Vera: She's steady as she goes. And she likes grapefruit radlers!
photo credit: Elaine Fung
Hence one of my goals is to run more steady. Stay true to form, and maintain a constant effort where possible throughout a long run without blowing up. It's gonna take a lot of willpower to build that up!


I have an epic weekend planned. I'm running the new Coast Mountain Trail Series course for Buckin' Hell which goes up and down Mount Seymour on two different faces this Saturday. It has 4300' feet of ascent and 4300' feet of descent in 21k. Yup, that's 8600' feet of elevation change in a short distance. It's the equivalent of a 43,000' foot 100k if you extrapolated the elevation change over a longer distance (or just ran it five times)! It's the perfect scenario to practice my uphill on some of the gnarliest terrain on the north shore.

Buckin' Hell: New Course for 2014

Then on Sunday there's the Squamish 50 Orientation run that will take us up and down Debeck's Hill, and then up Galactic Scheisse and down Powersmart for an approx ascent of over 5000' feet and 10,000' feet of elevation change in 37 kilometres of distance. All on fatigued legs, which is perfect because that's what we do in Ultra training. We race on Saturday and then do long runs on Sunday. We're cool like that.
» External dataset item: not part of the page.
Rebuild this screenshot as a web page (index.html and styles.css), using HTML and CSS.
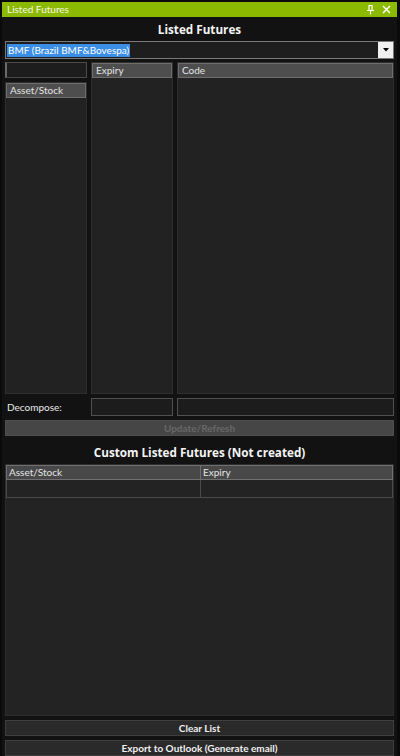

Squamish 50 is a mere eight weeks away (wait, what?!). I'm doing the 50k distance this year, and helping co-ordinate logistics on the 50 miler the day before, so it'll be an epic weekend!
Then four weeks after that is Meet Your Maker 50 Mile. The season sneaks up fast, and I'm super stoked to finally know (at least academically) how to run uphill now! I also embrace it with a positive, fun and much more relaxed approach mentally, instead of the old dread, fear and angst of days past. It makes a huge difference. --[ UPDATE!! Just got an email as of June 19th, that Meet Your Maker has been cancelled. Boo. Will look for another race! ]

Of Mice and Men (or dogs) Squamish
A bunch of our friends did the Vancouver 100 two weekends ago, and seeing them push through, as we helped crew and pace their day was amazing and inspiring. It makes your own personal training that much more focused and the determination to join their ranks, feel success and push the boundaries as simply epic.

Have fun out there, and I'll catch ya on the downhill!